Thursday, October 23, 2014: 11:00 AM
Hemisphere B (Ronald Reagan Building and International Trade Center)
Kristin Sullivan , Salisbury University, Salisbury, MD
In September 2012 a team from the anthropology department at the University of Maryland, College Park, began working in cooperation with the National Park Service Chesapeake Bay (NPS) to develop a methodology for identifying indigenous cultural landscapes (ICLs) along the Captain John Smith Chesapeake National Historic Trail (CAJO). The anthropology team, brought together with the NPS through the Cooperative Ecosystems Studies Unit national network, studied the history and implementation of the ICL concept, and tested criteria and methodology they developed. Their goal was identifying and mapping an area of high probabilities for ICLs along CAJO, as well as producing methodological procedures which included adaptable criteria for future researchers may follow in related projects.
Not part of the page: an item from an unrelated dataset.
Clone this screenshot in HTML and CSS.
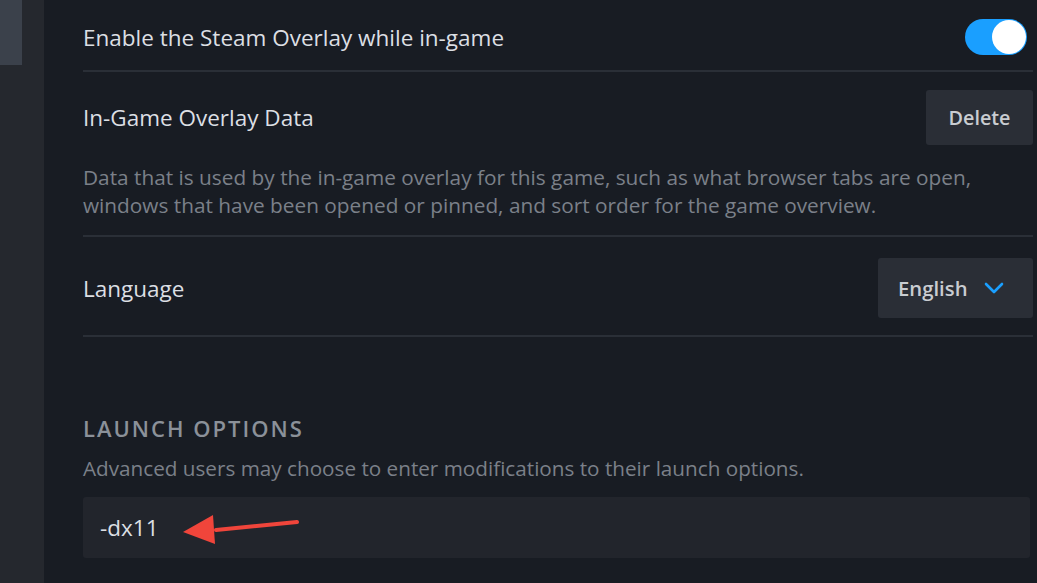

This project was completed with the guidance of regional archaeologists, historians, geographers, and members of local Native communities. Reports recounting their efforts and findings were produced for the NPS in 2013. This presentation will discuss the process developed to create criteria and methodology for identifying and mapping areas likely to contain ICLs, and explore the ways in which such a project might inform large landscape conservation beyond the Chesapeake Bay region.